Frederick Paul and Florence Harvey were high school sweethearts, dating in the 1950s, but after a lifetime apart, the couple are back together and were recently married, CNN reported.
Paul and Harvey had been dating when, in 1955, Paul’s father had asked him to travel from Wandsworth, Newfoundland, to Nova Scotia for his sister’s wedding. After the ceremony, he traveled to Toronto to visit his brother but ran out of money. He picked up work to be able to get home but was in Toronto for a year, the CBC reported.
She was his first love, CNN reported, but by the time he got back to Wandsworth, his teenage love, Harvey, was gone, moving to St. John’s for a teaching course. He went back to Toronto and the couple went their separate ways.
As life goes, Paul met a woman in Ontario, fell in love and got married.
Harvey met a man in Newfoundland and also fell in love and got married.
Both couples had children and grandchildren over the years, CNN reported.
Eventually, their spouses had died, so on Feb. 15, with some help from their brothers, the matchmaking began, the CBC reported.
“We both have brothers in a seniors’ home in Marystown, so while I was visiting my brother, his brother was there.
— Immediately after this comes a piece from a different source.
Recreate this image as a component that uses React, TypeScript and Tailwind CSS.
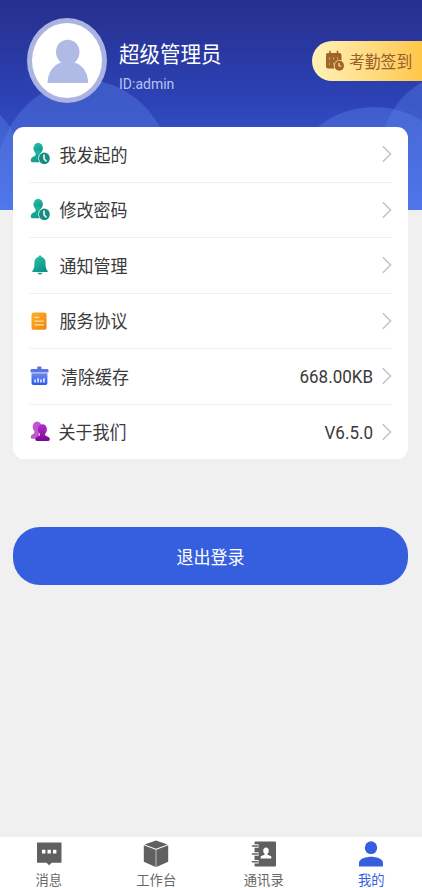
import type { ReactNode } from "react";

const UserClock = () => (
  <svg viewBox="0 0 20 22" className="h-[24px] w-[22px]">
    <defs>
      <linearGradient id="teal" x1="0" y1="0" x2="0.5" y2="1">
        <stop offset="0" stopColor="#22c5ae" />
        <stop offset="1" stopColor="#129488" />
      </linearGradient>
    </defs>
    <ellipse cx="8.300" cy="5.800" rx="4.300" ry="5" fill="url(#teal)" />
    <path d="M6 8h4.500v4l3 2v4.500H2.800Q1.500 18.500 1.500 17c0-2.600 1.500-3.300 3.200-4C6.200 12.400 6.200 11 6 8z" fill="url(#teal)" />
    <ellipse cx="14" cy="15" rx="5.600" ry="6" fill="#fff" />
    <ellipse cx="14" cy="15" rx="5" ry="5.400" fill="#168c82" />
    <path d="M13.700 12v3.400l1.800 2" fill="none" stroke="#fff" strokeWidth="1.400" strokeLinecap="round" />
  </svg>
);

const Bell = () => (
  <svg viewBox="0 0 20 22" className="h-[24px] w-[22px]">
    <path d="M10 2.300c.9 0 1.400.6 1.400 1.400C14.100 4.400 15.100 6.500 15.100 9c0 4 .3 5.500 1.900 7.400v1H3v-1C4.600 14.500 4.900 13 4.900 9c0-2.500 1-4.600 3.700-5.300C8.600 2.900 9.100 2.300 10 2.300z" fill="url(#teal)" />
    <path d="M7.800 18.200h4.400c-.3 1-1.200 1.600-2.200 1.600s-1.900-.6-2.200-1.600z" fill="#16a394" />
  </svg>
);

const Doc = () => (
  <svg viewBox="0 0 20 22" className="h-[24px] w-[22px]">
    <defs>
      <linearGradient id="orange" x1="0" y1="0" x2="1" y2="1">
        <stop offset="0" stopColor="#ffb02b" />
        <stop offset="1" stopColor="#ed850d" />
      </linearGradient>
    </defs>
    <rect x="2.200" y="3.300" width="13.800" height="15.800" rx="2" fill="url(#orange)" />
    <path d="M4.800 7.600h4.500M4.800 11.100h8.700M5.300 14.500h8.200" stroke="#ffe1a0" strokeWidth="1.200" />
  </svg>
);

const Trash = () => (
  <svg viewBox="0 0 20 22" className="h-[24px] w-[22px]">
    <defs>
      <linearGradient id="blue" x1="0" y1="0" x2="0" y2="1">
        <stop offset="0" stopColor="#7089ed" />
        <stop offset="1" stopColor="#2a58f0" />
      </linearGradient>
    </defs>
    <path d="M7.400 4.500V3.200Q7.400 2.300 8.200 2.300h2.400q.8 0 .8.900v1.300h5.200q1.200 0 1.200 1.200v1.500q0 .7-.7.700H2q-.7 0-.7-.7V5.700Q1.300 4.500 2.500 4.500z" fill="#5874e5" />
    <path d="M2.200 8.500h14.600v9q0 1.800-1.800 1.800H4q-1.800 0-1.800-1.800z" fill="url(#blue)" />
    <path d="M5.500 14.200v2.700M8.200 13v3.900M10.900 14.200v2.700M13.600 13v3.900" stroke="#fff" strokeWidth="1.300" />
  </svg>
);

const People = () => (
  <svg viewBox="0 0 20 22" className="h-[24px] w-[22px]">
    <defs>
      <linearGradient id="purple" x1="0" y1="0" x2="0" y2="1">
        <stop offset="0" stopColor="#b52bd0" />
        <stop offset="1" stopColor="#7b0796" />
      </linearGradient>
    </defs>
    <ellipse cx="7.400" cy="6.300" rx="4.100" ry="4.900" fill="#bd59cb" />
    <path d="M5 8h4v9.300H3Q1.500 17.300 1.500 15.800c0-2 1.500-2.700 2.800-3.200Q5.500 11.500 5 8z" fill="#bd59cb" />
    <path d="M12.200 3.800c2.600 0 4.100 2 4.100 4.700 0 2-.7 3.500-1.800 4.400 0 1.300.6 1.500 1.800 1.900 1.700.5 2.700 1.300 2.700 2.900 0 1-.5 1.600-1.500 1.600H7.200c-1 0-1.500-.6-1.500-1.600 0-1.600 1-2.400 2.700-2.900 1.200-.4 1.600-.6 1.600-1.900-1.100-.9-1.900-2.400-1.900-4.400 0-2.700 1.500-4.700 4.100-4.700z" fill="url(#purple)" />
  </svg>
);

const CalendarClock = () => (
  <svg viewBox="0 0 20 22" className="h-[22px] w-5">
    <path d="M2.500 3h12q2 0 2 2v6H11v7.500H3q-2 0-2-2V5q0-2 1.500-2z" fill="#a0632a" />
    <path d="M5 .8v4M12.500 .8v4" stroke="#a0632a" strokeWidth="1.600" />
    <path d="M4.500 7v3M8.500 7v3M12.500 7v3M4.500 12.500v3M8.500 12.500v3" stroke="#d4a05c" strokeWidth=".9" />
    <ellipse cx="14.300" cy="15.700" rx="5.500" ry="5.700" fill="#ffe497" />
    <ellipse cx="14.300" cy="15.700" rx="4.700" ry="5" fill="#a0632a" />
    <path d="M14 13v3h2.300" fill="none" stroke="#ffe497" strokeWidth="1.200" />
  </svg>
);

const Chevron = () => (
  <svg viewBox="0 0 10 18" className="ml-[9px] h-[18px] w-2.5 shrink-0">
    <path d="M.8 1.200l7.800 7.800-7.800 7.800" fill="none" stroke="#c2c2c2" strokeWidth="1.500" />
  </svg>
);

const Chat = () => (
  <svg viewBox="0 0 26 28" className="h-7 w-[26px]">
    <path d="M1 2.500h24.500v20.300h-9.700L13.200 25.300 10.500 22.800H1z" fill="#606060" />
    <path d="M6 9.700h3.400v3.700H6zM11.500 9.700h3.400v3.700h-3.400zM17 9.700h3.400v3.700H17z" fill="#fff" />
  </svg>
);

const Cube = () => (
  <svg viewBox="0 0 26 28" className="h-7 w-[26px]">
    <path d="M13 .5l11.500 4L13 8.800 1.500 4.500z" fill="#606060" />
    <path d="M.8 5.200l11.900 4.500V27L.8 21.800zM25.200 5.200L13.300 9.700V27l11.900-5.200z" fill="#606060" />
  </svg>
);

const AddressBook = () => (
  <svg viewBox="0 0 26 28" className="h-7 w-[26px]">
    <rect x="3.500" y="1.500" width="21.500" height="25" rx="1" fill="#606060" />
    <path d="M1 6h6.500M1 14h6.500M1 21.800h6.500" stroke="#fff" strokeWidth="3.600" />
    <path d="M1.500 6h5M1.500 14h5M1.500 21.800h5" stroke="#606060" strokeWidth="1.600" strokeLinecap="round" />
    <path d="M15 7.500c1.800 0 2.800 1.300 2.800 3.200 0 1.300-.5 2.300-1.300 2.900v1.200l3.800 1.500v2.300H9.700v-2.300l3.800-1.500v-1.200c-.8-.6-1.300-1.600-1.300-2.900 0-1.900 1-3.200 2.800-3.200z" fill="#fff" />
  </svg>
);

const Person = () => (
  <svg viewBox="0 0 26 28" className="h-7 w-[26px]">
    <ellipse cx="13" cy="7.700" rx="6.200" ry="6.400" fill="#365fe0" />
    <path d="M1 26.400v-3.600C1 18.800 8 16.800 13 16.800s12 2 12 6v3.600z" fill="#365fe0" />
  </svg>
);

type Row = { label: string; icon: ReactNode; value?: string; gap: string };

const rows: Row[] = [
  { label: "我发起的", icon: <UserClock />, gap: "ml-[8.5px]" },
  { label: "修改密码", icon: <UserClock />, gap: "ml-[8.5px]" },
  { label: "通知管理", icon: <Bell />, gap: "ml-[8.5px]" },
  { label: "服务协议", icon: <Doc />, gap: "ml-[8.5px]" },
  { label: "清除缓存", icon: <Trash />, value: "668.00KB", gap: "ml-[10px]" },
  { label: "关于我们", icon: <People />, value: "V6.5.0", gap: "ml-[7.5px]" },
];

const tabs = [
  { label: "消息", icon: <Chat />, color: "text-[#686868]" },
  { label: "工作台", icon: <Cube />, color: "text-[#686868]" },
  { label: "通讯录", icon: <AddressBook />, color: "text-[#686868]" },
  { label: "我的", icon: <Person />, color: "text-[#365fe0]" },
];

export default function App() {
  return (
    <div className="relative isolate flex h-[888px] w-[422px] flex-col overflow-hidden bg-[#f0f0f0] font-[Roboto,'Noto_Sans_CJK_SC',sans-serif]">
      <svg viewBox="0 0 422 210" className="absolute top-0 left-0 -z-10 h-[210px] w-[422px]">
        <defs>
          <linearGradient id="sky" x1="0" y1="0" x2="0" y2="1">
            <stop offset="0" stopColor="#262f8d" />
            <stop offset="0.5" stopColor="#2d43b8" />
            <stop offset="1" stopColor="#486fe5" />
          </linearGradient>
          <linearGradient id="glow" x1="0" y1="0" x2="0" y2="1">
            <stop offset="0" stopColor="#5b83e4" stopOpacity=".4" />
            <stop offset="0.6" stopColor="#5b83f4" stopOpacity=".25" />
            <stop offset="1" stopColor="#5b83f4" stopOpacity=".05" />
          </linearGradient>
        </defs>
        <rect width="422" height="210" fill="url(#sky)" />
        <ellipse cx="85" cy="185" rx="90" ry="105" fill="url(#glow)" />
        <ellipse cx="-34" cy="192" rx="62" ry="92" fill="url(#glow)" />
        <ellipse cx="374" cy="187" rx="85" ry="80" fill="url(#glow)" />
        <ellipse cx="458" cy="156" rx="78" ry="83" fill="url(#glow)" />
      </svg>

      <header className="flex h-[127px] shrink-0 items-start">
        <div className="mt-[18px] ml-[27px] flex h-[85px] w-20 shrink-0 items-center justify-center rounded-[50%] bg-[#abb3e0]">
          <svg viewBox="0 0 70 75" className="h-[75px] w-[70px] rounded-[50%] bg-white">
            <path d="M15.500 60C16 48 22 42 29 39.500 26 37 24 33.500 24 29c0-7 5-12.300 11.700-12.300S47.500 22 47.500 29c0 4.500-2 8-5 10.500C50 42 55.800 48 56.200 60z" fill="#b0bbe5" />
          </svg>
        </div>
        <div className="mt-[39px] ml-3 flex flex-col whitespace-nowrap">
          <h1 className="origin-center scale-y-[1.05] text-[20.5px] leading-8 text-white">超级管理员</h1>
          <p className="mt-[3px] origin-center scale-y-[1.08] text-[14px] leading-5 text-[#b9c4ed]">ID:admin</p>
        </div>
        <button className="mt-[41px] ml-auto flex h-10 w-[110px] items-center rounded-l-full bg-linear-to-r from-[#fff2b6] to-[#ffc746] pl-[13px] whitespace-nowrap text-[#985e2d]">
          <CalendarClock />
          <span className="mt-[3px] ml-1 scale-y-[1.06] text-[15.800px] leading-6">考勤签到</span>
        </button>
      </header>

      <main className="flex flex-1 flex-col pr-[14px] pl-[13px]">
        <section className="flex h-[332px] shrink-0 flex-col rounded-[11px] bg-white px-4">
          {rows.map((row) => (
            <div key={row.label} className="flex flex-1 items-center border-b border-[#f0f0f0] text-[17px] whitespace-nowrap text-[#3a3a3a] last:border-b-0">
              {row.icon}
              <span className={`${row.gap} mt-[3px] scale-y-[1.06] leading-6`}>{row.label}</span>
              <span className="ml-auto origin-center scale-y-[1.120] text-[17px] leading-6">{row.value}</span>
              <Chevron />
            </div>
          ))}
        </section>
        <button className="mt-[68px] flex h-[58px] shrink-0 items-center justify-center rounded-[27px] bg-[#365fe0] text-[17px] text-white">
          <span className="mt-[5px] scale-y-[1.06]">退出登录</span>
        </button>
      </main>

      <nav className="flex h-[51px] shrink-0 bg-white">
        <div className="-ml-[5px] grid w-[430px] shrink-0 grid-cols-4">
          {tabs.map((tab) => (
            <div key={tab.label} className={`flex flex-col items-center pt-[3px] ${tab.color}`}>
              {tab.icon}
              <span className="mt-[3px] scale-y-[1.05] text-[13.300px] leading-5 whitespace-nowrap">{tab.label}</span>
            </div>
          ))}
        </div>
      </nav>
    </div>
  );
}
He said, ‘I’m gonna give you Fred’s number,’” Harvey remembered.
Paul’s brother asked him, and Paul agreed that he could pass the number along but added, “She’ll never call me.”
But he was wrong. She did call.
“I was lonely. He was lonely, so I thought, ‘Well, I’ll just call him and offer my condolences, I guess,’ because he had lost his wife the fall before and to tell him that it does get a little easier,” Harvey told CBC.
They spent time remembering the old days, sharing their memories of their time together.
The calls continued over the months.
“We were on the phone three to four hours at a time, four times a week,” Paul said.
They met up when Harvey went to visit one of her sons as Paul has a son who lives 10 minutes away from her family.
But Harvey had a surprise for Paul during one of their scheduled calls; telling him that she was nearby.
It was 10 o’clock at night but the time didn’t stop Paul from hitting the door, anxious to see his former love, CBC reported.
Despite Harvey saying it was too late to meet, her son didn’t listen.
“A few minutes later, her son knocked on her bedroom door and said, ‘Mom, get your clothes on, we’re going over to see Fred,” Paul remembered.
He also showed his romantic side, wanting to use Newfoundland seashells to spell out “Welcome Florence.” Instead, he had to settle for chalk when he couldn’t find his shells.
When she arrived, Paul jumped into action.
“I went around the car and Florence was getting out of the back seat, and I gave her a kiss on the cheek and held her hand and walked towards my house,” Paul told the CBC. “I knew right away that she had taken my heart back again.”
Days later they were talking about getting married, CNN reported. Their kids weren’t too happy they were moving so fast, shopping for rings a week after seeing each other in person.
“We told our kids, you know, we’re 81 and we’re 84, and we don’t have all that much time and we know what we want. And so we pushed ahead,” Paul told the CBC.
High school sweethearts who were separated nearly seven decades ago reunited during the coronavirus pandemic and are now married https://t.co/HCiiIl0epm
— CNN (@CNN) January 12, 2021
During the ceremony, Harvey told her love, “You were the first young man to walk me home in my teens. I guess you’ll be the last man to walk me home,” CNN reported.
On Aug. 8, the two got married. And they’re living together through thick and thin as Paul had been diagnosed with cancer just before their face-to-face reunion. But she helped him get through chemotherapy, CBC reported.
With the coronavirus pandemic continuing, the couple have set up their household in Ontario, but they hope to return to their hometown to make new memories where it all started.
“My brother has built a cottage on the same foundation that my house was on in Wandsworth, and we would like to go back there and maybe spend a few nights in that cottage and live some memories,” Paul told the CBC.